(Stored data entries)
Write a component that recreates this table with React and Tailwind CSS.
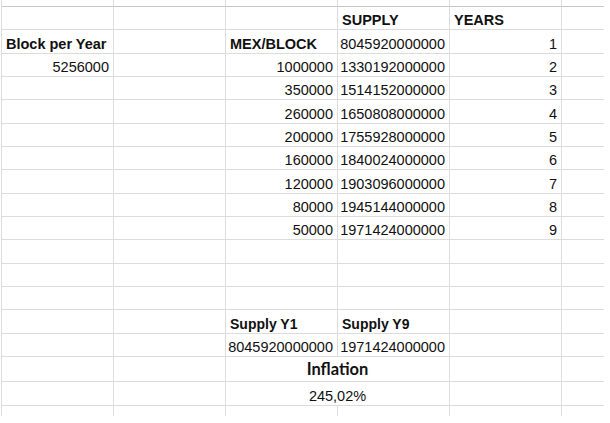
import React from "react";

const W = ["w-[112px] border-r", "w-[112px] border-r", "w-[112px] border-r", "w-[112px] border-r", "w-[112px] border-r", "w-[42px]"];

const B = (t) => ({ t, b: true, a: "l" });
const R = (t) => ({ t, a: "r" });

const rows = [
  ["", "", "", B("SUPPLY"), B("YEARS"), ""],
  [B("Block per Year"), "", B("MEX/BLOCK"), R("8045920000000"), R("1"), ""],
  [R("5256000"), "", R("1000000"), R("1330192000000"), R("2"), ""],
  ["", "", R("350000"), R("1514152000000"), R("3"), ""],
  ["", "", R("260000"), R("1650808000000"), R("4"), ""],
  ["", "", R("200000"), R("1755928000000"), R("5"), ""],
  ["", "", R("160000"), R("1840024000000"), R("6"), ""],
  ["", "", R("120000"), R("1903096000000"), R("7"), ""],
  ["", "", R("80000"), R("1945144000000"), R("8"), ""],
  ["", "", R("50000"), R("1971424000000"), R("9"), ""],
  ["", "", "", "", "", ""],
  ["", "", "", "", "", ""],
  ["", "", "", "", "", ""],
  ["", "", { t: "Supply Y1", b: true, a: "l", s: "sy" }, { t: "Supply Y9", b: true, a: "l", s: "sy" }, "", ""],
  ["", "", R("8045920000000"), R("1971424000000"), "", ""],
];

function Cell({ w, c }) {
  const d = typeof c === "string" ? { t: c } : c;
  const align = d.a === "r" ? "justify-end" : d.a === "c" ? "justify-center" : "justify-start";
  const font =
    d.s === "sy"
      ? "text-[14px] font-bold"
      : d.b
      ? "text-[14.5px] font-bold"
      : "text-[14.5px]";
  return (
    <div className={`${w} h-full border-[#dcdcdc] flex items-end px-[4px] ${align} shrink-0 overflow-visible whitespace-nowrap`}>
      <span className={`${font} leading-[17px] text-[#111]`}>{d.t}</span>
    </div>
  );
}

export default function App() {
  return (
    <div className="w-[610px] h-[423px] bg-white overflow-hidden" style={{ fontFamily: '"Liberation Sans", Arial, sans-serif' }}>
      <div className="ml-[1px] w-[603px] border-l border-[#dcdcdc]">
        <div className="flex h-[7px] border-b border-[#c4c7cb]">
          {W.map((w, i) => (
            <div key={i} className={`${w} h-full border-[#dcdcdc] shrink-0`} />
          ))}
        </div>
        {rows.map((r, i) => (
          <div key={i} className="flex h-[23.33px] border-b border-[#dcdcdc]">
            {r.map((c, j) => (
              <Cell key={j} w={W[j]} c={c} />
            ))}
          </div>
        ))}
        <div className="flex h-[25.5px] border-b border-[#dcdcdc]">
          <Cell w={W[0]} c="" />
          <Cell w={W[1]} c="" />
          <div className="w-[224px] h-full border-r border-[#dcdcdc] flex items-end justify-center shrink-0 pb-[2px]">
            <span className="text-[16.5px] font-bold leading-[20px] text-[#111]" style={{ fontFamily: "Lato, sans-serif" }}>Inflation</span>
          </div>
          <Cell w={W[4]} c="" />
          <Cell w={W[5]} c="" />
        </div>
        <div className="flex h-[23.33px] border-b border-[#dcdcdc]">
          <Cell w={W[0]} c="" />
          <Cell w={W[1]} c="" />
          <div className="w-[224px] h-full border-r border-[#dcdcdc] flex items-end justify-center shrink-0">
            <span className="text-[14.5px] leading-[17px] text-[#111]">245,02%</span>
          </div>
          <Cell w={W[4]} c="" />
          <Cell w={W[5]} c="" />
        </div>
        <div className="flex h-[10.5px]">
          {W.map((w, i) => (
            <div key={i} className={`${w} h-full border-[#dcdcdc] shrink-0`} />
          ))}
        </div>
      </div>
    </div>
  );
}
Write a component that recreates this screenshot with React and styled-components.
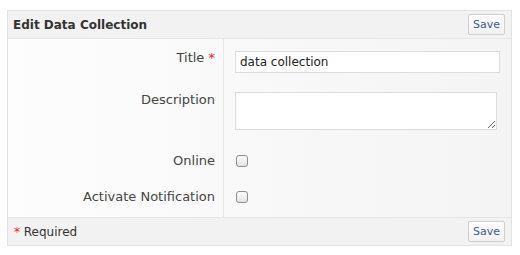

* TASK PROMPT
Pictures stay out; repeat all the rest of the records exactly.

* WRITTEN SOLUTION
Write a component that recreates this table with React and Tailwind CSS.
import React from "react";

const W = ["w-[112px] border-r", "w-[112px] border-r", "w-[112px] border-r", "w-[112px] border-r", "w-[112px] border-r", "w-[42px]"];

const B = (t) => ({ t, b: true, a: "l" });
const R = (t) => ({ t, a: "r" });

const rows = [
  ["", "", "", B("SUPPLY"), B("YEARS"), ""],
  [B("Block per Year"), "", B("MEX/BLOCK"), R("8045920000000"), R("1"), ""],
  [R("5256000"), "", R("1000000"), R("1330192000000"), R("2"), ""],
  ["", "", R("350000"), R("1514152000000"), R("3"), ""],
  ["", "", R("260000"), R("1650808000000"), R("4"), ""],
  ["", "", R("200000"), R("1755928000000"), R("5"), ""],
  ["", "", R("160000"), R("1840024000000"), R("6"), ""],
  ["", "", R("120000"), R("1903096000000"), R("7"), ""],
  ["", "", R("80000"), R("1945144000000"), R("8"), ""],
  ["", "", R("50000"), R("1971424000000"), R("9"), ""],
  ["", "", "", "", "", ""],
  ["", "", "", "", "", ""],
  ["", "", "", "", "", ""],
  ["", "", { t: "Supply Y1", b: true, a: "l", s: "sy" }, { t: "Supply Y9", b: true, a: "l", s: "sy" }, "", ""],
  ["", "", R("8045920000000"), R("1971424000000"), "", ""],
];

function Cell({ w, c }) {
  const d = typeof c === "string" ? { t: c } : c;
  const align = d.a === "r" ? "justify-end" : d.a === "c" ? "justify-center" : "justify-start";
  const font =
    d.s === "sy"
      ? "text-[14px] font-bold"
      : d.b
      ? "text-[14.5px] font-bold"
      : "text-[14.5px]";
  return (
    <div className={`${w} h-full border-[#dcdcdc] flex items-end px-[4px] ${align} shrink-0 overflow-visible whitespace-nowrap`}>
      <span className={`${font} leading-[17px] text-[#111]`}>{d.t}</span>
    </div>
  );
}

export default function App() {
  return (
    <div className="w-[610px] h-[423px] bg-white overflow-hidden" style={{ fontFamily: '"Liberation Sans", Arial, sans-serif' }}>
      <div className="ml-[1px] w-[603px] border-l border-[#dcdcdc]">
        <div className="flex h-[7px] border-b border-[#c4c7cb]">
          {W.map((w, i) => (
            <div key={i} className={`${w} h-full border-[#dcdcdc] shrink-0`} />
          ))}
        </div>
        {rows.map((r, i) => (
          <div key={i} className="flex h-[23.33px] border-b border-[#dcdcdc]">
            {r.map((c, j) => (
              <Cell key={j} w={W[j]} c={c} />
            ))}
          </div>
        ))}
        <div className="flex h-[25.5px] border-b border-[#dcdcdc]">
          <Cell w={W[0]} c="" />
          <Cell w={W[1]} c="" />
          <div className="w-[224px] h-full border-r border-[#dcdcdc] flex items-end justify-center shrink-0 pb-[2px]">
            <span className="text-[16.5px] font-bold leading-[20px] text-[#111]" style={{ fontFamily: "Lato, sans-serif" }}>Inflation</span>
          </div>
          <Cell w={W[4]} c="" />
          <Cell w={W[5]} c="" />
        </div>
        <div className="flex h-[23.33px] border-b border-[#dcdcdc]">
          <Cell w={W[0]} c="" />
          <Cell w={W[1]} c="" />
          <div className="w-[224px] h-full border-r border-[#dcdcdc] flex items-end justify-center shrink-0">
            <span className="text-[14.5px] leading-[17px] text-[#111]">245,02%</span>
          </div>
          <Cell w={W[4]} c="" />
          <Cell w={W[5]} c="" />
        </div>
        <div className="flex h-[10.5px]">
          {W.map((w, i) => (
            <div key={i} className={`${w} h-full border-[#dcdcdc] shrink-0`} />
          ))}
        </div>
      </div>
    </div>
  );
}
Write a component that recreates this screenshot with React and styled-components.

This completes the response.